Wednesday, November 14, 2012

Letters from Alvina Krause: Spring 1976

Context
Winter quarter 1975 I directed Winnebago, a one-act play by Frank Galati. It played in the Benson Street Lab. In the lab winter quarter 1976 I directed Entertaining Mr. Sloane by Joe Orton about which Frank Galati said that he had missed the sex and the violence.
It was not unnoticed by me that sex and violence are central to Entertaining Mr. Sloane.

Letter
Dear David,
When a production closes never, never dwell on what was wrong. The result of such contemplation is despair. Always 1) recognize the wrong 2. immediately seek the why 3. Plan the approach to the next production. Always go on. Never dwell in the past. What must you do now? Where is the gap in your work? Why? It seems to me -- and from this angle I could be wrong -- your weakness is in character motivation. If your people had been truly motivated they would have responded to each other and to their world in such a way that Frank would have got from your production -- inevitably the sex brutality which he felt was lacking.
This aspect is latent in the first meeting with the cast. 1) Create the world in which these people live.
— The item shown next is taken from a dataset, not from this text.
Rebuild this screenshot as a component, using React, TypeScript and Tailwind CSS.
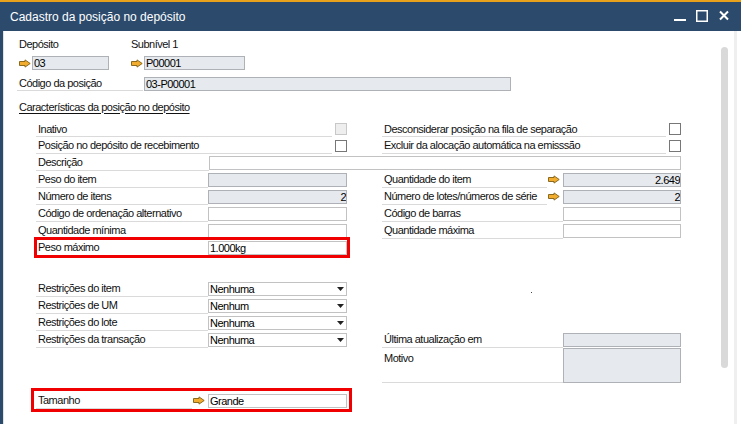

Don't think because the drama is modern you will not have to focus on the elements which make this modern world. In a sense for this reason, a modern drama is more difficult than a classic: your people think they know their world. They don't. Bring newspaper stories to their attention -- stories in which your drama may be rooted. Get them out of the college classroom into the world of Mr. Sloane. 2. Establish the dramatist viewpoint on this world. Does he see it from the comic, objective viewpoint? from the tragic? The realistic: comic and tragedy? 3. Improvise your characters in this world until their character spines develop, until their responses are clear and habitual. Lead your characters into the playwright's viewpoint: in this moment of dramatization, what did the playwright, through character, say about his world and sex?
In fact, what I have written should be the subject of the last quarter of B43. [The three-quarter beginning acting class -- DD] If you no longer use the novelist to create character, you, yourself, will need to take on the attributes of the novelist. What is the world that created the people in Virginia Woolf? Maybe that's a good beginning -- Bring in a character study of a professor -- in a classroom -- after a movie, in a bar, in a faculty meeting, alone with TV, reading the morning paper, at commencement, etc -- etc -- His wife, ditto. Don't use one word from the play until the contemporary academic world is set up: money, promotion, honesty, success, failure, sex freedom, sex restriction, intellectual integrity vs. academic promotion, need to create an imaginary world, natural instincts vs abortion. Abortion of ideas, of ideals, etc ad infinitum. Maybe "Virginia" would be good background for your last quarter, But do not let them use one word from the play until near the end of the course. What becomes important to each person? What motivates him? What price education? What is a "character"?
You have much to learn -- that is wonderful -- you must grow and grow and grow. There is no end to growth in theatre. That's the wonder of it, the frustration of it, the amazement of it: you take a giant step and you're at the foot of a mountain. Even if you get to the top of it, there will be a whole range to explore. Climb on!
I have received no letter from [She names a student who wanted to move to Bloomsburg to study with her -- DD]. Let him write again but actually six students is quite enough. Tell everyone the class is complete unless someone has to drop out -- no more.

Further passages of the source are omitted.